Review: Pazhassi Raja

For three hours and twenty minutes, I watched the latest magnum opus from Malayalam cinema, Pazhassi Raja.

Mammootty, in and as Pazhassi RajaThen I left the theatre and, during the 15 minute walk home, promptly forgot all about it – and I am not sure whether that stems from the quality of the movie or from my own expectations of the combination of scriptwriter M T Vasudevan Nair, director Hariharan, and actor Mammootty.

Briefly: The film starts in 1796, when the British East India Company meets with the kings of Malabar to deliver a ‘pay up defaulted taxes or else’ threat. A recurring theme in the history of the Raj is how internal feuds and rivalries weakened the natives while strengthening the hands of the Company; that storyline plays out here through Raja Veeravarma [veteran character actor Thilakan in a cameo], the king of Kurumbaranadu, who plots to usurp power from his nephew Pazhassi Raja.

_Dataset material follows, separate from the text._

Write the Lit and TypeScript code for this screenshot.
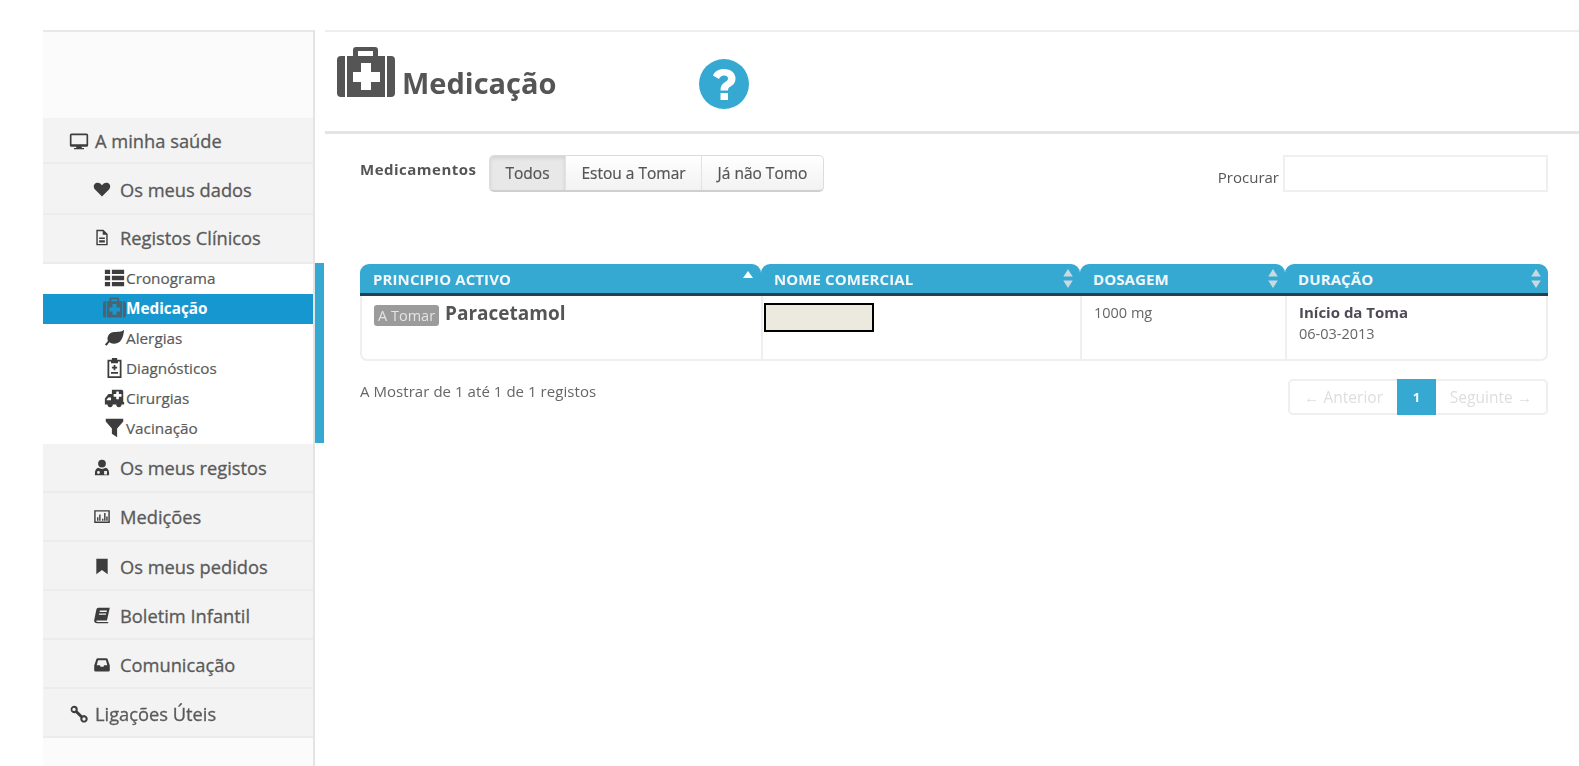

Thanks to his machinations, the British send a troop to arrest Pazhassi Raja, only to find that he has fled from his palace [Padinjare Kovilakam, near what today is Thalasserry]. In the process, the king however loses both his family fortune and his unborn child — and the conflict is set up.

The story of Pazhassi Raja Kerala Varma is easily told; this wiki entry and this piece by Sreekumar Varma have all you need to brush the dust off those fading classroom memories. For buffs, an interesting resource is Nick Balmer, the great-times-four grand-nephew of Thomas Hervey Baber of the East India Company who is central to this story.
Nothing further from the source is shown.